Chet Noe

Personal information
- Born: November 3, 1931 Los Angeles, California, U.S.
- Died: February 10, 2025 (aged 93) Issaquah, Washington, U.S.
- Listed height: 6 ft 7 in (2.01 m)
- Listed weight: 200 lb (91 kg)

Career information
- High school: Washington Prep (Los Angeles, California)
- College: Oregon (1950–1953)
- NBA draft: 1953: 2nd round, 12th overall pick
- Drafted by: Boston Celtics
- Playing career: 1953–1958
- Position: Center

Career history
- 1953–1954: Buchan Bakers
- 1954–1955: Houston Ada Oilers
- 1955–1958: Phillips 66ers

Career highlights
- First-team All-PCC (1953);
- Stats at Basketball Reference

= Chet Noe =

American basketball player (1931–2025)

Chester William Noe Jr. (November 3, 1931 – February 10, 2025) was an American basketball player. He played college basketball for the Oregon Ducks.

==Early life==
Noe was born in Los Angeles, California, on November 3, 1931, as the third child of parents Chester Noe Sr. and Zetta McEntire Noe. On April 4, 1934, Noe's father died after he was struck in the head by a night watchman as he tried to remove his repossessed truck from a car yard. The watchman was acquitted of manslaughter. Noe was raised by his mother alongside his three sisters.

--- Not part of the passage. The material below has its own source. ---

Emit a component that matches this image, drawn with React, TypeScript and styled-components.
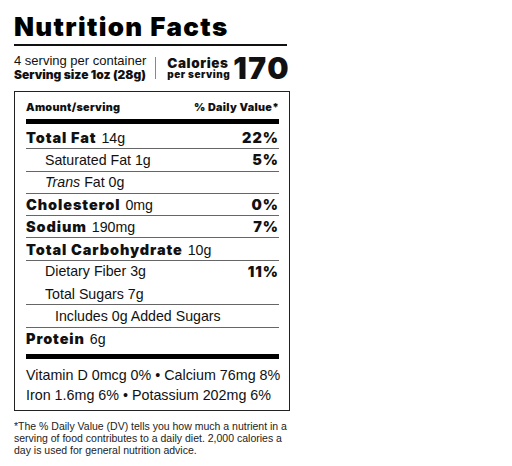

Noe was an all-city center while he played at Washington Preparatory High School in Los Angeles.

==Basketball career==
Noe played college basketball for the Oregon Ducks from 1950 to 1953 and led the Ducks in scoring during his final two seasons. He was a first-team All-PCC selection and named the Ducks' Most Valuable Player in 1953.

Noe was selected as an Amateur Athletic Union (AAU) All-American while playing for the Everybody's Drug Store team of Eugene, Oregon, in 1953. He was chosen by the Boston Celtics as the 12th overall pick in the 1953 NBA draft but he did not sign with the team as he believed the pay was not worth living so far away from home.

Noe played for the Buchan Bakers of the Northwest Basketball League (NWBL), and the Houston Ada Oilers and Phillips 66ers of the National Industrial Basketball League (NIBL).

==Post-playing career==
After his retirement from playing, Noe worked as a petroleum salesman and tobacconist. He and his wife owned and operated the San Diego-based Bay Oil Company which served as a distributor for Phillips 66.

==Personal life and death==
Noe married Susannah Steele Noe on August 21, 1955. They had two children. Noe and his family lived in Oklahoma, Louisiana, Connecticut, New Jersey and California. He and his wife retired to Sammamish, Washington, in 1995. Steele Noe died on November 19, 2023, at the age of 90.

Noe died at the Swedish Hospital in Issaquah, Washington, on February 10, 2025, at the age of 93.